How To Evaluate A Hard-Tech Company
A company’s surface can be polished, patriotic, or vaguely impressive without proving very much. This essay lays out a sharper frame for looking at execution quality, technical depth, deployment reality, market structure, and whether the team is actually pointed at a problem that matters.
Hard-tech companies are easy to misread from a distance. Some have the right vocabulary and the wrong substance. Others look half-hidden from the outside while doing the more serious work.
Start with the problem and the constraint
A strong company is usually legible through the constraint it is taking on. The problem is concrete, the technical challenge is non-trivial, and the path to value is shaped by real physics, manufacturing, procurement, or deployment limits.

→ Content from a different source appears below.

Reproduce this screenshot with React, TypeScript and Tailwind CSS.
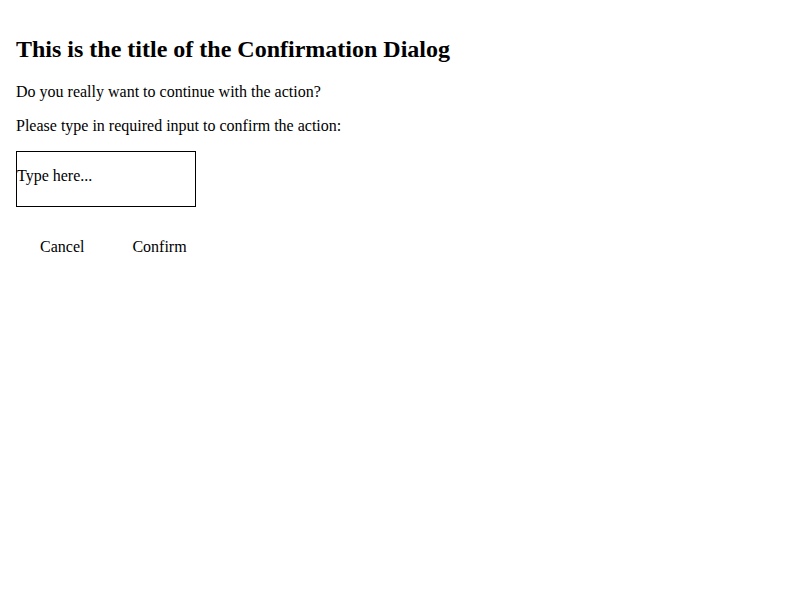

If the company cannot explain the actual bottleneck it is attacking, the narrative is probably ahead of the work.
Look for deployment reality
A polished brand does not tell you whether a company can survive the friction of the real world. What matters more is whether the team can move through test cycles, manufacturing constraints, customer adoption, procurement complexity, and integration pain without losing coherence.
The more serious the system, the more visible those frictions usually become.
Read the talent signal
Recruiting is one of the cleaner windows into company quality. Good teams usually define the work more clearly, attract stronger motivation matches, and communicate a more coherent picture of what the role is actually for.
If the hiring process is confused, the company often is too.